Exercise brief ::
Pictures should be excluded; otherwise, copy every entry exactly.
★ ★ ★ ★ ★ ★ ★
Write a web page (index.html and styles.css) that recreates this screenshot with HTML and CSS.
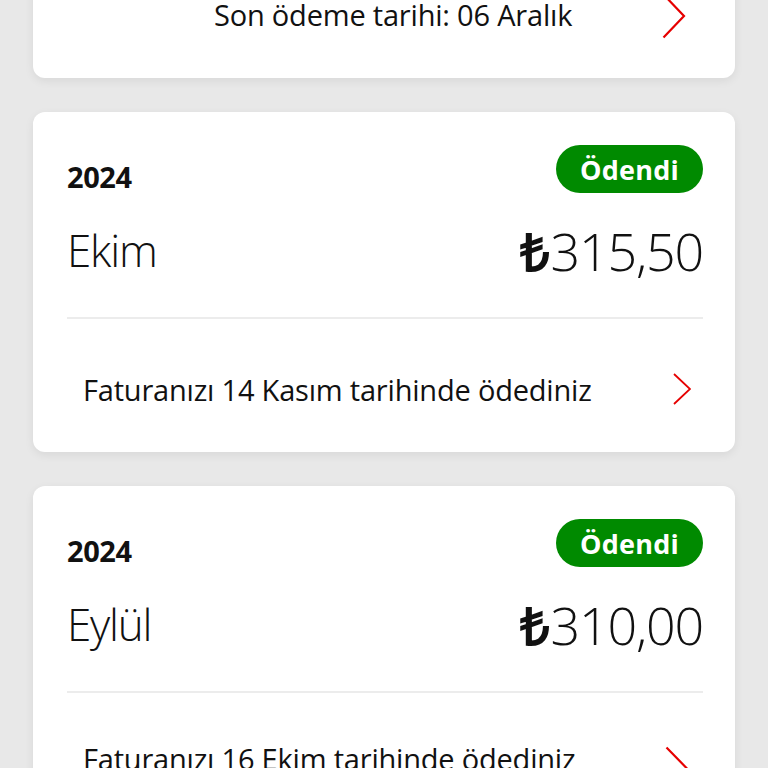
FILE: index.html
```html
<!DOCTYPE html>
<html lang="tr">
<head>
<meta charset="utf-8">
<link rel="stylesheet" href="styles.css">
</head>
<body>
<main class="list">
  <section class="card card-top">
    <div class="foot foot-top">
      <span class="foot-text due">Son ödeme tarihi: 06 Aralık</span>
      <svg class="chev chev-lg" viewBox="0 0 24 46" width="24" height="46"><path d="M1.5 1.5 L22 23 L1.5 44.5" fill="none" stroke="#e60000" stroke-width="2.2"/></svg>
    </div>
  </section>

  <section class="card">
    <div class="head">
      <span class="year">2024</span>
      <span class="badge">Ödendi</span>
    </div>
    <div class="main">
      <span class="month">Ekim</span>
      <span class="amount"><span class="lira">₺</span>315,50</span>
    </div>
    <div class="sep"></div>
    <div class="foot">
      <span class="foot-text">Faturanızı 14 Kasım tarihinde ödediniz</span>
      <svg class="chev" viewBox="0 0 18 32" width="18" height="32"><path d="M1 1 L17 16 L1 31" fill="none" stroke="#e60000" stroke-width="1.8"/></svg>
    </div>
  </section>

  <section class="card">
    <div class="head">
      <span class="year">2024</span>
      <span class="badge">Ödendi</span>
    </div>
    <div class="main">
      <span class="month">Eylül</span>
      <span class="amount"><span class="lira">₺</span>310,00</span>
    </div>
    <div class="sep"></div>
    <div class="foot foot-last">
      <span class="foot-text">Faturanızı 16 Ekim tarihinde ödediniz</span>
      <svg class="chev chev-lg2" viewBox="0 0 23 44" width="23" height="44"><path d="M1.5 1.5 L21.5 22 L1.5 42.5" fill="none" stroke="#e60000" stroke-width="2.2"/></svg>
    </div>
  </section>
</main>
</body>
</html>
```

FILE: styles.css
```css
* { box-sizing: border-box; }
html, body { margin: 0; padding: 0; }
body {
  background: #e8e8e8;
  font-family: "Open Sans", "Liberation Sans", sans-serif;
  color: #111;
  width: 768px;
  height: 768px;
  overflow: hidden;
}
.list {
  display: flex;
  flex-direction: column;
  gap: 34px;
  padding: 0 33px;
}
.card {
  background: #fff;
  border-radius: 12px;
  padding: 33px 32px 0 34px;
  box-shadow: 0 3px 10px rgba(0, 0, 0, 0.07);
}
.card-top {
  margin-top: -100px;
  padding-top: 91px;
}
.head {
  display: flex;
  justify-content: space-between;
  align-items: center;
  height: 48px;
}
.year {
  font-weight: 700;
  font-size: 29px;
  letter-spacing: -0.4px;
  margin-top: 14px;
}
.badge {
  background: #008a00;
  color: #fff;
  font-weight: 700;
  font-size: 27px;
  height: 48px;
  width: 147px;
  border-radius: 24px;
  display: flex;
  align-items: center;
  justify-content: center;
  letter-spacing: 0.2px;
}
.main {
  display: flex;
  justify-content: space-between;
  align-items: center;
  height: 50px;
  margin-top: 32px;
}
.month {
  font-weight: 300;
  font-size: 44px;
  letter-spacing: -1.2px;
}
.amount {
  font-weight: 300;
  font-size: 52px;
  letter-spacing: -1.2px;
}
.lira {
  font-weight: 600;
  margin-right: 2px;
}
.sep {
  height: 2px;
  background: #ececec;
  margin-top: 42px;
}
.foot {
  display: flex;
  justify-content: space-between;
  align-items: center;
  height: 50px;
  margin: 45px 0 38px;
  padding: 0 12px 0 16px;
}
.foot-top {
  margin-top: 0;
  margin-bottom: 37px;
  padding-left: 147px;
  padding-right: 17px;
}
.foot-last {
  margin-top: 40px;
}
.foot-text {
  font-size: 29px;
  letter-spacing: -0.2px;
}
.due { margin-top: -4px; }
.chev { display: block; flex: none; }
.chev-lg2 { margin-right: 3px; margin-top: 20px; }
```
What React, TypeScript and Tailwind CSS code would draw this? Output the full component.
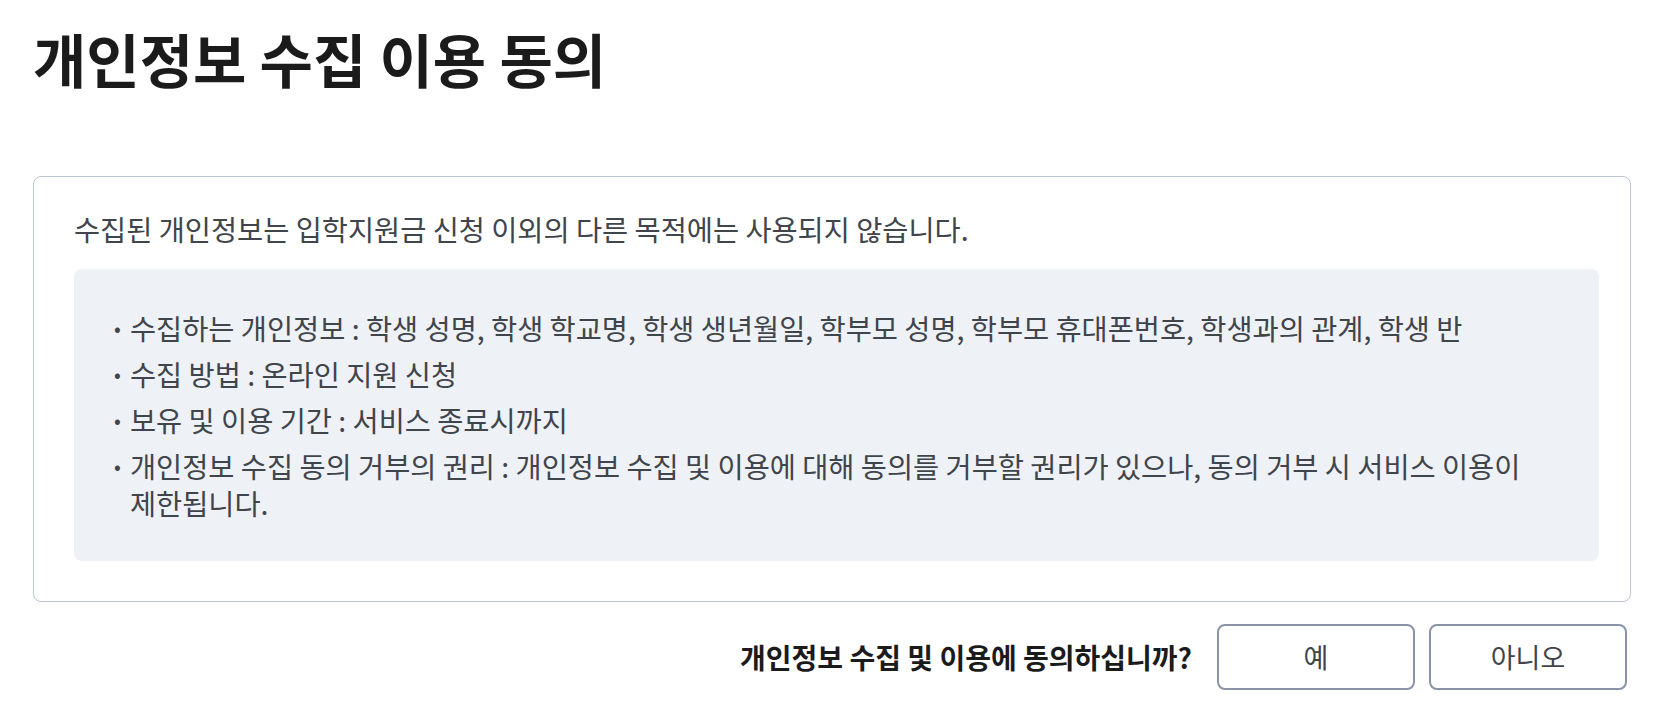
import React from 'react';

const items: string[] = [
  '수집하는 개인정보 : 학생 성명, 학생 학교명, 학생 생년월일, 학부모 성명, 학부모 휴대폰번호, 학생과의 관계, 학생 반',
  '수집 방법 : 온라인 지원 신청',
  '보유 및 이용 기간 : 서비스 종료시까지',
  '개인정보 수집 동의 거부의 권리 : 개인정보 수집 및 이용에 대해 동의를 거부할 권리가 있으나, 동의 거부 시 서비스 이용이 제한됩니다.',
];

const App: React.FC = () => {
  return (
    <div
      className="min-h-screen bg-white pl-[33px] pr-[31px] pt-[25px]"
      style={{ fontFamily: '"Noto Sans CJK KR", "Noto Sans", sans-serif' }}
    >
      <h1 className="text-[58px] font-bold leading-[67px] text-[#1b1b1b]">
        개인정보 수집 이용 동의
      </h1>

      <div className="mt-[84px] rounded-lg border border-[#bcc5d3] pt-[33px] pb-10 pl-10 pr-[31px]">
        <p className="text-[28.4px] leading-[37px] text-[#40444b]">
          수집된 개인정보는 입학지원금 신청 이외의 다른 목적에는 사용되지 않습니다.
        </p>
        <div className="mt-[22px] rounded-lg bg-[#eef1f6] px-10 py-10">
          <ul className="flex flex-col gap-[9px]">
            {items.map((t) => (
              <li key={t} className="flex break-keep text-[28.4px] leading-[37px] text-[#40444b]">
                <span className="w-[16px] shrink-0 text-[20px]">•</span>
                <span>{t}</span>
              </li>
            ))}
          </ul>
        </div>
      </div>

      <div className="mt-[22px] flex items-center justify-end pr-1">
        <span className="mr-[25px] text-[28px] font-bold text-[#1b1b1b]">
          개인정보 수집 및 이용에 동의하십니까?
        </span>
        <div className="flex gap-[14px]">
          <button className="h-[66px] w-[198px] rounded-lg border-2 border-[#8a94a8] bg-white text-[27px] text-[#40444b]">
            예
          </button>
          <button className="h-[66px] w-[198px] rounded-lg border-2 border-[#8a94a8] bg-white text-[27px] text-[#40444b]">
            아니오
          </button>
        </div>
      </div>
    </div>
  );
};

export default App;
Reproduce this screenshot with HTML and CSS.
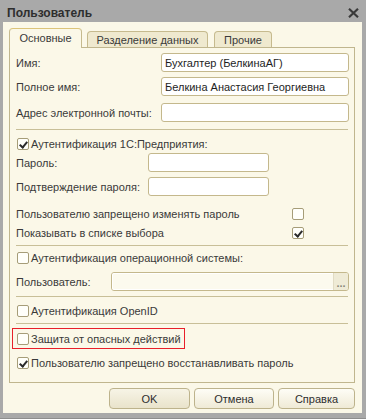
★ ★ ★ ★ ★ ★ ★
Result of the exercise ::
Write a web page (index.html and styles.css) that recreates this screenshot with HTML and CSS.
FILE: index.html
```html
<!DOCTYPE html>
<html lang="tr">
<head>
<meta charset="utf-8">
<link rel="stylesheet" href="styles.css">
</head>
<body>
<main class="list">
  <section class="card card-top">
    <div class="foot foot-top">
      <span class="foot-text due">Son ödeme tarihi: 06 Aralık</span>
      <svg class="chev chev-lg" viewBox="0 0 24 46" width="24" height="46"><path d="M1.5 1.5 L22 23 L1.5 44.5" fill="none" stroke="#e60000" stroke-width="2.2"/></svg>
    </div>
  </section>

  <section class="card">
    <div class="head">
      <span class="year">2024</span>
      <span class="badge">Ödendi</span>
    </div>
    <div class="main">
      <span class="month">Ekim</span>
      <span class="amount"><span class="lira">₺</span>315,50</span>
    </div>
    <div class="sep"></div>
    <div class="foot">
      <span class="foot-text">Faturanızı 14 Kasım tarihinde ödediniz</span>
      <svg class="chev" viewBox="0 0 18 32" width="18" height="32"><path d="M1 1 L17 16 L1 31" fill="none" stroke="#e60000" stroke-width="1.8"/></svg>
    </div>
  </section>

  <section class="card">
    <div class="head">
      <span class="year">2024</span>
      <span class="badge">Ödendi</span>
    </div>
    <div class="main">
      <span class="month">Eylül</span>
      <span class="amount"><span class="lira">₺</span>310,00</span>
    </div>
    <div class="sep"></div>
    <div class="foot foot-last">
      <span class="foot-text">Faturanızı 16 Ekim tarihinde ödediniz</span>
      <svg class="chev chev-lg2" viewBox="0 0 23 44" width="23" height="44"><path d="M1.5 1.5 L21.5 22 L1.5 42.5" fill="none" stroke="#e60000" stroke-width="2.2"/></svg>
    </div>
  </section>
</main>
</body>
</html>
```

FILE: styles.css
```css
* { box-sizing: border-box; }
html, body { margin: 0; padding: 0; }
body {
  background: #e8e8e8;
  font-family: "Open Sans", "Liberation Sans", sans-serif;
  color: #111;
  width: 768px;
  height: 768px;
  overflow: hidden;
}
.list {
  display: flex;
  flex-direction: column;
  gap: 34px;
  padding: 0 33px;
}
.card {
  background: #fff;
  border-radius: 12px;
  padding: 33px 32px 0 34px;
  box-shadow: 0 3px 10px rgba(0, 0, 0, 0.07);
}
.card-top {
  margin-top: -100px;
  padding-top: 91px;
}
.head {
  display: flex;
  justify-content: space-between;
  align-items: center;
  height: 48px;
}
.year {
  font-weight: 700;
  font-size: 29px;
  letter-spacing: -0.4px;
  margin-top: 14px;
}
.badge {
  background: #008a00;
  color: #fff;
  font-weight: 700;
  font-size: 27px;
  height: 48px;
  width: 147px;
  border-radius: 24px;
  display: flex;
  align-items: center;
  justify-content: center;
  letter-spacing: 0.2px;
}
.main {
  display: flex;
  justify-content: space-between;
  align-items: center;
  height: 50px;
  margin-top: 32px;
}
.month {
  font-weight: 300;
  font-size: 44px;
  letter-spacing: -1.2px;
}
.amount {
  font-weight: 300;
  font-size: 52px;
  letter-spacing: -1.2px;
}
.lira {
  font-weight: 600;
  margin-right: 2px;
}
.sep {
  height: 2px;
  background: #ececec;
  margin-top: 42px;
}
.foot {
  display: flex;
  justify-content: space-between;
  align-items: center;
  height: 50px;
  margin: 45px 0 38px;
  padding: 0 12px 0 16px;
}
.foot-top {
  margin-top: 0;
  margin-bottom: 37px;
  padding-left: 147px;
  padding-right: 17px;
}
.foot-last {
  margin-top: 40px;
}
.foot-text {
  font-size: 29px;
  letter-spacing: -0.2px;
}
.due { margin-top: -4px; }
.chev { display: block; flex: none; }
.chev-lg2 { margin-right: 3px; margin-top: 20px; }
```
What React, TypeScript and Tailwind CSS code would draw this? Output the full component.
import React from 'react';

const items: string[] = [
  '수집하는 개인정보 : 학생 성명, 학생 학교명, 학생 생년월일, 학부모 성명, 학부모 휴대폰번호, 학생과의 관계, 학생 반',
  '수집 방법 : 온라인 지원 신청',
  '보유 및 이용 기간 : 서비스 종료시까지',
  '개인정보 수집 동의 거부의 권리 : 개인정보 수집 및 이용에 대해 동의를 거부할 권리가 있으나, 동의 거부 시 서비스 이용이 제한됩니다.',
];

const App: React.FC = () => {
  return (
    <div
      className="min-h-screen bg-white pl-[33px] pr-[31px] pt-[25px]"
      style={{ fontFamily: '"Noto Sans CJK KR", "Noto Sans", sans-serif' }}
    >
      <h1 className="text-[58px] font-bold leading-[67px] text-[#1b1b1b]">
        개인정보 수집 이용 동의
      </h1>

      <div className="mt-[84px] rounded-lg border border-[#bcc5d3] pt-[33px] pb-10 pl-10 pr-[31px]">
        <p className="text-[28.4px] leading-[37px] text-[#40444b]">
          수집된 개인정보는 입학지원금 신청 이외의 다른 목적에는 사용되지 않습니다.
        </p>
        <div className="mt-[22px] rounded-lg bg-[#eef1f6] px-10 py-10">
          <ul className="flex flex-col gap-[9px]">
            {items.map((t) => (
              <li key={t} className="flex break-keep text-[28.4px] leading-[37px] text-[#40444b]">
                <span className="w-[16px] shrink-0 text-[20px]">•</span>
                <span>{t}</span>
              </li>
            ))}
          </ul>
        </div>
      </div>

      <div className="mt-[22px] flex items-center justify-end pr-1">
        <span className="mr-[25px] text-[28px] font-bold text-[#1b1b1b]">
          개인정보 수집 및 이용에 동의하십니까?
        </span>
        <div className="flex gap-[14px]">
          <button className="h-[66px] w-[198px] rounded-lg border-2 border-[#8a94a8] bg-white text-[27px] text-[#40444b]">
            예
          </button>
          <button className="h-[66px] w-[198px] rounded-lg border-2 border-[#8a94a8] bg-white text-[27px] text-[#40444b]">
            아니오
          </button>
        </div>
      </div>
    </div>
  );
};

export default App;
Reproduce this screenshot with HTML and CSS.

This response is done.